The mid-term review of the Hyogo Framework for Action indicated that progress on Priority four on reducing underlying risks which includes ecosystem degradation was ‘very limited’. Concerns have been raised on whether Priority 4 will be the prime obstacle to achieving the Hyogo Framework for Action outcomes and whether Governments have the capacities needed to control externalities and processes, especially in development planning. Until now, much emphasis has been put on ecosystems degradation as a factor exacerbating risk and vulnerability.

The need to strengthen the sustainable use and management of ecosystems and implement integrated environmental and natural resource management approaches that contribute to disaster risk reduction is critical. The fundamental role nature plays before, during and after disasters, in the most influential global DRR framework.

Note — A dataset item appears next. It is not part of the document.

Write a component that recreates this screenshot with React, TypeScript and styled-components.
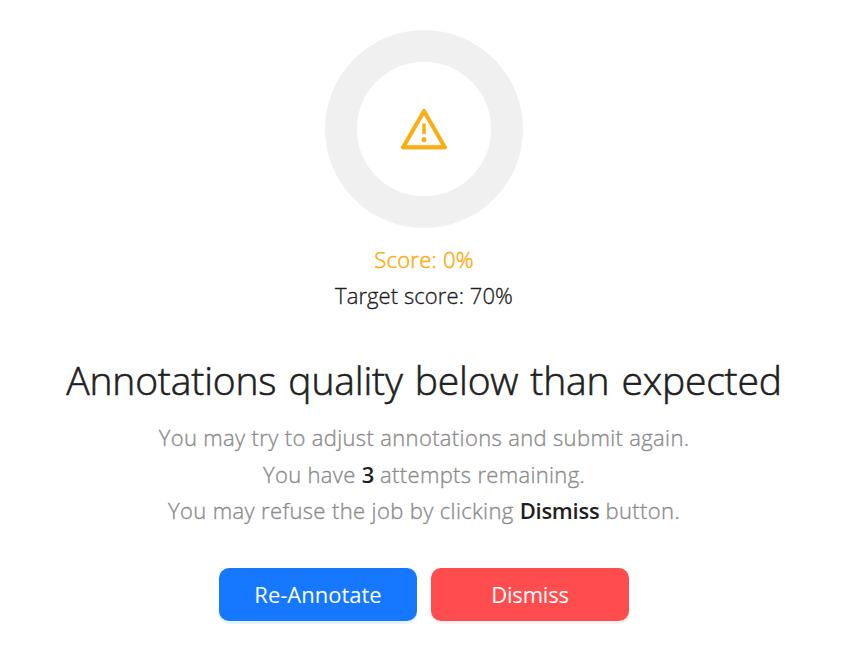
import React from "react";
import styled, { createGlobalStyle } from "styled-components";

const GlobalStyle = createGlobalStyle`
  * { box-sizing: border-box; }
  body { margin: 0; background: #fff; font-family: "Open Sans", "Noto Sans", sans-serif; color: #1f1f1f; }
`;
const Page = styled.main`
  display: flex; flex-direction: column; align-items: center;
  height: 664px; padding: 30px 0 0 1px; overflow: hidden;
`;
const Ring = styled.div`
  display: flex; align-items: center; justify-content: center;
  width: 198px; height: 198px; flex: none;
  border: 32px solid #f0f0f0; border-radius: 50%;
`;
const WarningIcon = styled.svg` width: 46px; height: 46px; fill: #faad14; stroke: #faad14; stroke-width: 6px; `;
const Text = styled.p<{ $spacing: number; $tone?: "warning" | "muted" }>`
  margin: 0; font-size: 22px; font-weight: 300; line-height: 36.5px; white-space: nowrap;
  letter-spacing: ${p => p.$spacing}px;
  -webkit-text-stroke-width: ${p => p.$tone === "warning" ? ".5px" : ".35px"};
  color: ${p => p.$tone === "warning" ? "#faad14" : p.$tone === "muted" ? "#8c8c8c" : "#1f1f1f"};
`;
const Scores = styled.div`
  display: flex; flex-direction: column; align-items: center; height: 73px; margin-top: 13px;
  ${Text} { line-height: 36.4px; }
`;
const Title = styled.h1`
  margin: 36px 0 0; font-size: 39px; font-weight: 300; line-height: 60px; white-space: nowrap;
  letter-spacing: -.16px; word-spacing: 2px; -webkit-text-stroke-width: .6px;
`;
const Details = styled.div`
  display: flex; flex-direction: column; align-items: center; height: 110px; margin-top: 9px;
`;
const Strong = styled.strong`
  font-weight: 600; color: #1f1f1f; letter-spacing: -.25px; -webkit-text-stroke-width: 0;
`;
const Actions = styled.div` display: flex; gap: 14px; margin-top: 39px; `;
const Button = styled.button<{ $danger?: boolean }>`
  width: 198px; height: 53px; padding: 0; border: 0; border-radius: 10px;
  color: #fff; font: 400 22px/53px "Open Sans", "Noto Sans", sans-serif;
  letter-spacing: ${p => p.$danger ? "-.2px" : "0"};
  background: ${p => p.$danger ? "#ff4d4f" : "#1677ff"};
  box-shadow: 0 3px 0 ${p => p.$danger ? "rgba(255,38,5,.06)" : "rgba(5,145,255,.1)"};
`;

export default function App() {
  return <>
    <GlobalStyle />
    <Page>
      <Ring>
        <WarningIcon viewBox="64 64 896 896">
          <path d="M464 720a48 48 0 1096 0 48 48 0 10-96 0zm16-304v184c0 4.400 3.600 8 8 8h48c4.400 0 8-3.600 8-8V416c0-4.400-3.600-8-8-8h-48c-4.400 0-8 3.600-8 8zm475.700 440l-416-720c-6.200-10.700-16.900-16-27.700-16s-21.600 5.300-27.700 16l-416 720C56 877.400 71.400 904 96 904h832c24.600 0 40-26.600 27.700-48zm-783.500-27.900L512 239.900l339.800 588.200H172.200z" />
        </WarningIcon>
      </Ring>
      <Scores>
        <Text $spacing={0.25} $tone="warning">Score: 0%</Text>
        <Text $spacing={0.08}>Target score: 70%</Text>
      </Scores>
      <Title>Annotations quality below than expected</Title>
      <Details>
        <Text $spacing={0.35} $tone="muted">You may try to adjust annotations and submit again.</Text>
        <Text $spacing={0.33} $tone="muted">You have <Strong>3</Strong> attempts remaining.</Text>
        <Text $spacing={0.37} $tone="muted">You may refuse the job by clicking <Strong>Dismiss</Strong> button.</Text>
      </Details>
      <Actions><Button>Re-Annotate</Button><Button $danger>Dismiss</Button></Actions>
    </Page>
  </>;
}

Pam’s tracks are still visible. She has taught us many lessons. If anything she has made us realise that the degradation of ecosystem reduces the variety of ecosystem services which forces our people to rely on fewer natural services and products. As rehabilitation continues in Vanuatu the important message is in the protection, sustainable use and restoration of ecosystems as essential to reducing disaster risks, enhancing community resilience and promoting sustainable development.